Em relação às interacções humanas existe uma rigorosa linha que divide as castas em duas grandes facções. Desde que nascem aqueles pertencentes às castas mais elevadas são outra vez condicionados (uma vez que geneticamente já o foram) através de 'lições' dadas durante o seu sono para não se misturarem e terem nojo dos seus inferiores. Além disso existe a máxima, 'Everyone belongs to someone else’ (todos pertencem a todos) ou seja, não se encoraja relações sexuais durante um período superior a 1, 2 meses com o mesmo indivíduo, sendo que o natural consiste em ter vários parceiros sexuais ao longo da vida e muitas vezes até ao mesmo tempo. Existem também muitas orgias organizadas pelo sistema, com pessoas escolhidas aleatoriamente (mas sempre das mesmas castas) porque é imperativo ter relações sexuais regularmente.
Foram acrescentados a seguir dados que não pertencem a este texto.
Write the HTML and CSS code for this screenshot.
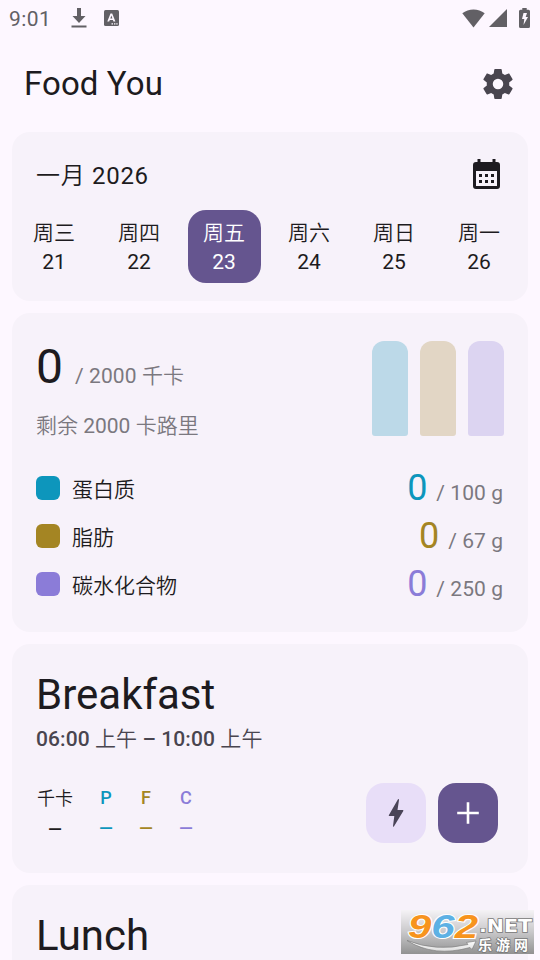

Não existe tal coisa como o casamento ou uma relação que envolva algo supostamente imutável como o amor. Como disse acima, através deste método elimina-se a noção de família por completo, considerando-se esta como uma aberração da natureza, tal como actualmente se pensa do incesto ou pedofilia.


E mesmo que este condicionamento todo falhe existe sempre a droga suprema, perfeita: soma. As vantagens de ter uma trip sempre 'prazenteira' sem os downsides do dia seguinte, sem efeitos secundários. Aliás é criado um sistema de dependência extrema, ao ponto de se racionar este produto às massas, embora as castas mais altas tenham um acesso mais facilitado. Na eventualidade de algo correr mal, pode-se simplesmente 'tirar umas férias' de todos os problemas. O sistema criado à volta do ser humano fá-lo depender intensamente deste.


No entanto este sistema tem falhas, uma vez que esta sociedade futurista deriva do trabalho do Homem, e por muito condicionamento que exista há-de haver sempre algo que foge da norma, algum pensamento que não encaixa no da multidão. Huxley introduz-nos algumas personagens que têm pensamentos e maneiras de ser que não compactuam com a maioria, a sua realidade constantemente esmagada pelos dogmas da sociedade. Existem também as chamadas reservas, onde existem seres humanos no estado mais selvagem, comparando-se às tribos indígenas existentes na América do Norte antes da colonização europeia. 

 

No final a história desenrola-se subitamente numa demonstração de revolta e distúrbios no sistema o que resulta na ostracização dos membros ‘defeituosos’ para ilhas dedicadas a estes. No entanto um deles, aquele que cresceu na reserva indígena, vê-se obrigado a continuar no mundo ‘real e civilizado’ como parte de uma experiência. Este indivíduo, que se chama simplesmente John, tem ainda mais dificuldade em habitar/viver naquele mundo uma vez que nunca foi condicionado e se recusa a tomar soma. Huxley conseguiu transmitir a miríade de sentimentos confusos, desesperados, furiosos pelos quais o selvagem passou enquanto tentava levar uma vida de eremita no campo e consequentemente encontrar alguma paz de espírito. Em vão. Ele queria deixar o mundo mas o mundo não conseguiu abdicar dele. Como punição o selvagem praticava frequentemente autoflagelação sendo um espectáculo para todos os que vieram da cidade para o observar. Eventualmente depois de vários abusos por parte dos media e espectadores (incluindo as famosas orgias) e depois de ter agredido a mulher que amava mas repudiava (por ser uma deles) o selvagem decidiu que não queria viver mais.

 

John era o único ser que se poderia considerar autêntico num raio de milhares de quilómetros, o único que viu a realidade monstruosa criada pelo ser humano. Um mundo sem escolhas, premeditado, planeado ao ínfimo. Um futuro não tão assim tão distante e impossível de alcançar. ‘Brave New World’ encerra em si uma crítica acérrima ao socialismo e manipulação de massas, mas acima de tudo é uma ode à importância do individualismo e liberdade.